Grin and Cocaine Bear it
Chris Vognar
If Snakes on a Plane was too substantive for you, Cocaine Bear might just be your jam. Like Snakes on a Plane, the 2006 Samuel L. Jackson thriller that thrived as a premise on the internet before it ever saw the light of day, Cocaine Bear is an idea in search of an actual movie. The concept is simple enough: What would happen if a large bear consumed large quantities of cocaine? The real-life answer, from the true story on which Cocaine Bear is sort of based, is that the bear would unceremoniously die. But that would make for a short, sad movie, as opposed to a slogging, stupid one.
As Cocaine Bear hobbles toward its welcome conclusion, it somehow makes room for a desperate mother (Keri Russell, I hope you got paid) searching for her little girl. This is the moment when the film wipes out any goodwill it might have built up. You do not vomit a slack 90-minute Saturday Night Live sketch of a movie onto the screen and then ask us to care. Such atrocities violate several treaties, or anyway they should. Either commit to your broad, gory comedy or stop altogether. Frankly, the latter would have been preferable.
Cocaine Bear, like the recent 80 for Brady, must have started as one of those pitches that sounded funny. Then, the harsh realization dawns: We actually have to make the damn thing. That was the turning point at which sentient audiences could have been saved. Alas, the suits moved ahead. A drug smuggler flying over the South has an airplane mishap, and his cargo is scattered on the ground below. Said bear finds some of the white stuff and gobbles it up. The rest is severed limbs, gobbled guts, and various attempts to bring CB to justice. Unfortunately, there’s still a story to write and characters to create. You know, movie stuff.

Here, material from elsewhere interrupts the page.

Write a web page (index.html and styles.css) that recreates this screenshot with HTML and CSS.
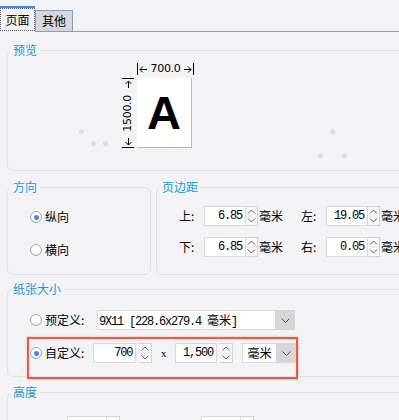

Among those on the trail of the cocaine bear: Isiah Whitlock Jr., as a police detective searching for the lost coke; Margo Martindale, as a craven park ranger who accidentally blows a guy’s head off (for comic effect, of course); the aforementioned Russell, who apparently didn’t get the memo about not actually having to act here; O’Shea Jackson Jr. (son of Ice Cube) and Alden Ehrenreich, as a couple of criminal errand boys; and, God bless, Ray Liotta, in his final screen performance, as the drug kingpin who wants his goods back. They all go traipsing through the Georgia woods, a pileup of misshapen character motivation interrupted not often enough by bloody mauling. At one point, the bear sniffs a line off of a dismembered leg. This is the highlight of the movie. Look no further.
There are a couple of ways a movie like Cocaine Bear could have gone. The first is complete exploitation trash — fast, cheap, and out of control, but with a little budget to make the violence look good. Dispose of the cringey dialogue bits, which play like limp improv, and go for the jugular, literally and figuratively. Countless B-horror movies have followed this path. Then, there’s the route Cocaine Bear takes, with talented people trying really hard to be funny and create something from Jimmy Warden’s wafer-thin script, which includes, yes, a mother searching for her little girl. Roger Corman would hang his head in shame.
Cocaine Bear is somehow both too stupid and not stupid enough. It ends up caught in a boggy middle ground between the exploitation movies of yore and the Hollywood mediocrity of today. It’s a joke without being terribly funny, save for the occasional reflex laugh (such as when Whitlock’s detective waxes about federal drug laws in the years since President Richard Nixon, an incongruous blast of policy opinion in a movie made for people who couldn’t tell you the first thing about Nixon). This is what Snakes on a Plane and Sharknado hath wrought: a philosophy that dictates bad is good but the squishy in-between is the inevitable result.
Which leaves us, at least, with a coked-up bear. It’s not bad, as digitized animal jobs go. In its relentless pursuit of staying high, it brings to mind a wise old adage of George Carlin: “What does cocaine make you feel like? It makes you feel like having more cocaine.” The movie includes the classic “This is your brain on drugs” TV ad and offers tongue-in-cheek warnings about the drug’s dangers (but also shows a couple of little urchins eating a bunch). At least it makes an effort to live in its 1985 milieu.
But it’s still a bad case of placing marketing over moviemaking, or smashing an idea over the head until it’s long and flat enough to fill a theater’s daily screening slots and sell concessions. It is the epitome of product, or, as the kids like to say these days, “content.” A bear does indeed s*** in the woods. This is what it leaves.
Chris Vognar is a culture writer living in Houston.